Erst in vier bis sechs Wochen werden genaue Ergebnisse der Ermittlungen vorliegen.

Berlin. Die Zettel hingen überall. Unten im Ort, oben auf der Riesneralm, an allen Liften. "Zeugen gesucht. Die Polizei Liezen sucht Zeugen zum Skiunfall am 1.1. um 14.45 Uhr - Einmündung 'Sonnige' - 'Panoramaabfahrt'. Hinweise unter 059 1336340." Die Frage, warum sich der einzige Augenzeuge trotzdem erst zwei Tage nach dem tödlichen Unglück bei der Polizei gemeldet hat - also am Sonnabend - blieb gestern unbeantwortet. In der Erklärung, die der Sprecher der Staatsanwaltschaft Leoben gestern abgab, hieß es kurz, der Zeuge könne zum eigentlichen Unfall keine Angaben machen, er habe "nur" gesehen, wie Thüringens Ministerpräsident Dieter Althaus (CDU) und Beata C. nach dem Aufprall "weggeschleudert" worden seien. Dennoch sei diese Aussage für die Ermittler sehr wichtig, so Walter Plöbst. Plöbst bestätigte, dass Beata C. an den Folgen einer massiven Schädelverletzung gestorben ist. Zum Unfallhergang wollte er sich nicht äußern. Mit den Gutachten, die den Unfallhergang und die Schuldfrage klären sollen, sei in vier bis sechs Wochen zu rechnen, so der Staatsanwalt.

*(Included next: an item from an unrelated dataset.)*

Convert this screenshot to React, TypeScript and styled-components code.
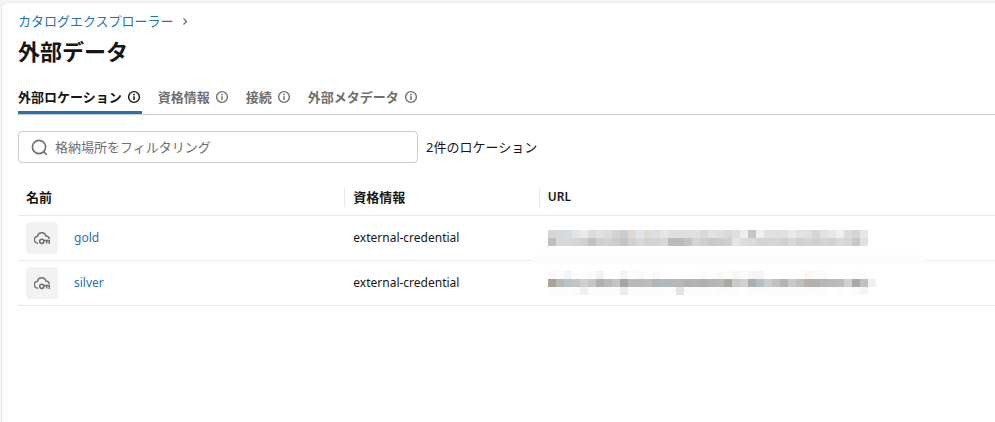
import React from "react";
import styled, { createGlobalStyle } from "styled-components";

const GlobalStyle = createGlobalStyle`
  *, *::before, *::after { box-sizing: border-box; }
  html, body, #root { height: 100%; }
  body {
    margin: 0;
    background: #f5f5f6;
    color: #161616;
    font-family: "Noto Sans", "Noto Sans CJK JP", sans-serif;
    font-size: 13px;
    line-height: 20px;
  }
`;

const Shell = styled.div`
  min-height: 100%;
  padding: 2px 0 0 1px;
  display: flex;
`;

const Panel = styled.main`
  flex: 1;
  min-width: 0;
  padding: 8px 0 0 16px;
  background: #fff;
  border: solid #e8e9f1;
  border-width: 1px 0 0 1px;
  border-top-left-radius: 8px;
`;

const Breadcrumb = styled.nav`
  display: flex;
  align-items: center;
  gap: 8px;
`;

const Link = styled.a`
  color: #2272b4;
  text-decoration: none;
  &:hover { text-decoration: underline; }
`;

const Title = styled.h1`
  margin: 6px 0 0;
  font-size: 22px;
  line-height: 28px;
  font-weight: 700;
`;

const Tabs = styled.div`
  display: flex;
  gap: 16px;
  margin-top: 17px;
  border-bottom: 1px solid #cbcbcb;
`;

const Tab = styled.button<{ $active?: boolean }>`
  display: flex;
  align-items: center;
  gap: 5px;
  height: 32px;
  padding: 0 1px 2px 0;
  border: 0;
  background: none;
  box-shadow: ${(p) => (p.$active ? "inset 0 -3px #2272b4" : "none")};
  color: ${(p) => (p.$active ? "#161616" : "#6f6f6f")};
  font: inherit;
  font-weight: 700;
  white-space: nowrap;
  cursor: pointer;
`;

const Toolbar = styled.div`
  display: flex;
  align-items: center;
  gap: 8px;
  margin-top: 16px;
`;

const SearchBox = styled.label`
  display: flex;
  align-items: center;
  gap: 7px;
  flex: 0 1 400px;
  height: 32px;
  padding: 0 12px;
  border: 1px solid #cbcbcb;
  border-radius: 4px;
  color: #6f6f6f;
  &:focus-within { border-color: #2272b4; }
`;

const SearchInput = styled.input`
  flex: 1;
  min-width: 0;
  padding: 0;
  border: 0;
  outline: 0;
  background: none;
  color: #161616;
  font: inherit;
  &::placeholder { color: #6f6f6f; opacity: 1; }
`;

const Table = styled.table`
  width: 100%;
  margin-top: 16px;
  table-layout: fixed;
  border-collapse: separate;
  border-spacing: 0;
  text-align: left;
`;

const HeadCell = styled.th<{ $width?: string }>`
  width: ${(p) => p.$width ?? "auto"};
  height: 37px;
  padding: 0;
  border-bottom: 1px solid #e8eaed;
  font-size: ${(p) => (p.lang === "en" ? 12 : 13)}px;
  font-weight: ${(p) => (p.lang === "en" ? 600 : 700)};
`;

const HeadLabel = styled.div<{ $divided?: boolean }>`
  padding-left: 8px;
  border-left: ${(p) => (p.$divided ? "1px solid #e8e8e8" : "0")};
`;

const Cell = styled.td`
  position: relative;
  height: 45px;
  padding: 0 0 0 9px;
  border-bottom: 1px solid #e6e9ef;
  font-size: 12px;
`;

const NameCell = styled.div`
  display: flex;
  align-items: center;
  gap: 16px;
  margin-left: -1px;
`;

const IconTile = styled.span`
  display: grid;
  place-items: center;
  width: 32px;
  height: 32px;
  border-radius: 4px;
  background: #f2f2f4;
  color: #6f6f6f;
`;

const Mosaic = styled.svg`
  display: block;
`;

const Veil = styled.span`
  position: absolute;
  left: -7px;
  bottom: -3px;
  z-index: 1;
  width: 394px;
  height: 8px;
  background: #fcfcfc;
`;

function InfoIcon() {
  return (
    <svg width="14" height="14" viewBox="0 0 14 14" fill="none" aria-hidden="true">
      <circle cx="7" cy="7" r="5.4" stroke="currentColor" strokeWidth="1.4" />
      <path d="M7 6.3V9.9" stroke="currentColor" strokeWidth="1.5" />
      <circle cx="7" cy="4.6" r="0.9" fill="currentColor" />
    </svg>
  );
}

function ChevronIcon() {
  return (
    <svg width="6" height="8" viewBox="0 0 6 8" fill="none" aria-hidden="true">
      <path d="M1.5 1.5 4.5 4.5 1.5 7.5" stroke="#6f6f6f" strokeWidth="1.3" />
    </svg>
  );
}

function SearchIcon() {
  return (
    <svg width="17" height="17" viewBox="0 0 17 17" fill="none" aria-hidden="true">
      <circle cx="8" cy="8" r="6.6" stroke="currentColor" strokeWidth="1.6" />
      <path d="M12.6 12.6 15.8 15.8" stroke="currentColor" strokeWidth="1.6" />
    </svg>
  );
}

function CloudKeyIcon() {
  return (
    <svg width="16" height="16" viewBox="0 0 16 16" fill="none" stroke="currentColor" strokeWidth="1.5" aria-hidden="true">
      <path d="M4 13.2A3.5 3.5 0 0 1 3.65 6.2 4.2 4.2 0 0 1 11.9 6.1C13.6 6.2 14.9 7.2 15.3 8.8" />
      <circle cx="7.8" cy="11.3" r="2.1" />
      <path d="M9.9 10.6H15.3V14.1M12.7 10.6V13.6" />
    </svg>
  );
}

const goldPixels = [
  "d9d5d3 d8d9d7 d5dce0 e2e4e8 ecebea dbdcdb dfe1e5 dcdbd9 d4d2cf cbcdd1 ded9d4 e1e5ea dedad5 dcdee2 e5e5e6 dfdfdf dfdfde e0e0df e0e0e0 d9dad6 e2e3e4 e1dfdb d9dad6 dce0e3 eeeeed c5c5c5 f0f0f0 e0e0e0 e0e0e0 dfe0e4 ebeae9 e2e4e3 e0e0df d5d6d3 e0e1e3 e9e7e4 eef0f3 dedcda d5d5d6 e3e8ec",
  "c5bfba d8d9d6 d2dadd d4d5d8 d0d0d2 c7c0b9 cdd1d6 cfd2d6 d0ccca c1c5ca d6cfcd d3dade d5d2cb d2d3d7 d8d7d5 babcbb babbbb c5c4c2 d3d5d8 d0cfcd c6c8cb cfccc8 cdcfd2 e2e4e6 dedddb d9dadc d4d4d4 d5d5d5 d4d6d4 d0d0ce dad8d5 d0d0d1 d5d4d5 cfcfcd d3d4d6 d0d2d5 d7d9dc d8d4d2 c7c7ca dde0e5",
];

const silverPixels = [
  "faf9f8 fdfdfd f2f5f8 ffffff fdfdfd fbfbfa f2f2f2 ffffff ffffff f4f4f4 fdfdfd f9f9f9 ffffff f9f9fa ffffff ffffff ffffff ffffff ffffff fafafa ffffff f9f9f9 fefefd f7f7f7 fbfbfb f6f5f4 f5f5f5 ffffff ffffff ffffff ffffff fefefd f9f8f7 fbfaf9 fafafa ffffff ffffff ffffff fbfbfb fcfcfc ffffff",
  "aca29c b9bab5 b8c3cb c3c4c7 d0d0ce c4c6c8 b0b1ae b9bab9 c3c4ca a5a5a4 b9b9b9 b9b9b9 bdbdbd b4b5b5 b2b8be b4b8bb bcb7b4 b4afac b1b3b6 acb0b4 b5b4b2 b8baba a8a8a7 ccc8c2 cdd2d2 aeaeaf b6bec5 cbcbcb bec1c3 b5b4b1 c8c9c9 bcc1bf b8aead b2b1b1 b7b8be bababb b9bdc1 d1d0ca a8a8ad c0bfbe eaf0f4",
  "fbfbfb fcfcfb fdfdfc fbfbfb eef0f1 fdfdfd fcfcfc fcfcfc fdfdfd edecea fdfdfd fbfcfd fdfdfd fcfcfc fdfdfd fdfdfd e3e3e3 fcfdfd fcfcfc fcfcfc fdfdfd fbfbfb fbfbfb fcfcfc fefefe fbfbfb fbfbfb fbfbfb fcfcfc fcfcfc fcfcfc fcfcfc fbfbfb fbfbfb fcfcfc fefefe fcfcfc fefefe fbfbfb f5f5f5 ffffff",
];

function MaskedUrl({ pixels }: { pixels: string[] }) {
  const rows = pixels.map((row) => row.split(" "));
  return (
    <Mosaic
      width={rows[0].length * 8}
      height={rows.length * 8}
      shapeRendering="crispEdges"
      role="img"
      aria-label="URL"
    >
      {rows.map((row, y) =>
        row.map((color, x) => (
          <rect key={`${x}-${y}`} x={x * 8} y={y * 8} width="8" height="8" fill={`#${color}`} />
        )),
      )}
    </Mosaic>
  );
}

const tabs = ["外部ロケーション", "資格情報", "接続", "外部メタデータ"];

const locations = [
  { name: "gold", credential: "external-credential", pixels: goldPixels, veiled: true },
  { name: "silver", credential: "external-credential", pixels: silverPixels, veiled: false },
];

export default function App() {
  return (
    <>
      <GlobalStyle />
      <Shell>
        <Panel lang="ja">
          <Breadcrumb>
            <Link href="#catalog">カタログエクスプローラー</Link>
            <ChevronIcon />
          </Breadcrumb>
          <Title>外部データ</Title>
          <Tabs role="tablist">
            {tabs.map((label, i) => (
              <Tab key={label} type="button" role="tab" aria-selected={i === 0} $active={i === 0}>
                {label}
                <InfoIcon />
              </Tab>
            ))}
          </Tabs>
          <Toolbar>
            <SearchBox>
              <SearchIcon />
              <SearchInput
                type="text"
                placeholder="格納場所をフィルタリング"
                aria-label="格納場所をフィルタリング"
              />
            </SearchBox>
            <span>2件のロケーション</span>
          </Toolbar>
          <Table>
            <thead>
              <tr>
                <HeadCell scope="col" $width="33.4%">
                  <HeadLabel>名前</HeadLabel>
                </HeadCell>
                <HeadCell scope="col" $width="19.9%">
                  <HeadLabel $divided>資格情報</HeadLabel>
                </HeadCell>
                <HeadCell scope="col" lang="en">
                  <HeadLabel $divided>URL</HeadLabel>
                </HeadCell>
              </tr>
            </thead>
            <tbody>
              {locations.map((location) => (
                <tr key={location.name}>
                  <Cell>
                    <NameCell>
                      <IconTile>
                        <CloudKeyIcon />
                      </IconTile>
                      <Link href={`#${location.name}`}>{location.name}</Link>
                    </NameCell>
                  </Cell>
                  <Cell>{location.credential}</Cell>
                  <Cell>
                    <MaskedUrl pixels={location.pixels} />
                    {location.veiled && <Veil />}
                  </Cell>
                </tr>
              ))}
            </tbody>
          </Table>
        </Panel>
      </Shell>
    </>
  );
}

Da sich Dieter Althaus selbst (noch) nicht an den Unfall erinnern kann, wie die Ärzte der Unfallklinik Schwarzach bekannt gaben, und da der 50-Jährige zudem auch als noch nicht vernehmungsfähig gilt, hat ein großes Rätselraten eingesetzt.

Erwiesen ist, dass Althaus die rote Abfahrt gewählt hatte, und dass Beata C. auf der leichten blauen Piste unterwegs war. Beide Strecken passieren ein kleines Plateau, sind dort aber durch ein breites Sicherheitsnetz voneinander getrennt. Ein Zusammenstoß auf dem Plateau wäre logisch gewesen - dass sich die Kollision hinter dem Netz, also auf der blauen Piste ereignete, macht die Ermittlungen schwierig. Niemals zuvor, sagen die Einheimischen, habe es an dieser Stelle einen solchen Zusammenstoß gegeben. Ist es möglich, dass ein so erfahrener Skiläufer wie Althaus trotz bester Sichtverhältnisse von seiner Piste abkommen und das Sicherheitsnetz links passieren konnte? "Ja", hat Siegmund Schnabl, der Leiter der zuständigen Alpinpolizei, laut "Bild"-Zeitung gesagt, "da geht's bergauf. Um ins Tal zu gelangen, hätte er in die andere Richtung - nach rechts - fahren müssen." War Althaus in diesen über Leben und Tod entscheidenden Sekunden eine Art Geisterfahrer? Oder ist er, wie man das als Skiläufer ab und zu macht, absichtlich abgeschwungen, um zu pausieren oder auf jemanden zu warten? Zum Beispiel auf seine Sicherheitsleute, die hinter ihm waren? Frau und Kinder waren ja schon unten, um zu packen.

"Wir wissen nicht, wie die Fahrlinie war", hat Staatsanwalt Plöbst gestern erklärt. Jenseits der Aussage des überraschend aufgetauchten Zeugen werden die Gutachter versuchen, die Fahrwege von Dieter Althaus und Beata C. und ihren genauen Kollisionspunkt zu bestimmen. Eine Sachverständige wurde zudem beauftragt, nicht nur die Ausrüstung der beiden Unfallbeteiligten, sondern auch ihre Blutproben zu untersuchen. "Chemisch-toxikologisch", wie das in der Amtssprache heißt, was sich auf einen möglichen Alkoholgehalt beziehungsweise Drogenrückstände bezieht. Das ist allerdings Teil der üblichen Untersuchungsroutine.

Auch gestern hat man die Nachricht vom Tod der 41-jährigen Slowakin von Althaus ferngehalten. Er habe auch nicht nach ihr gefragt, "und darüber bin ich sehr froh", berichtete Thüringens Bauminister Gerd Wucherpfennig, der den Ministerpräsidenten in der Klinik besuchen durfte. Inzwischen gibt es offenbar Überlegungen, Althaus nach Jena oder Erfurt zu verlegen.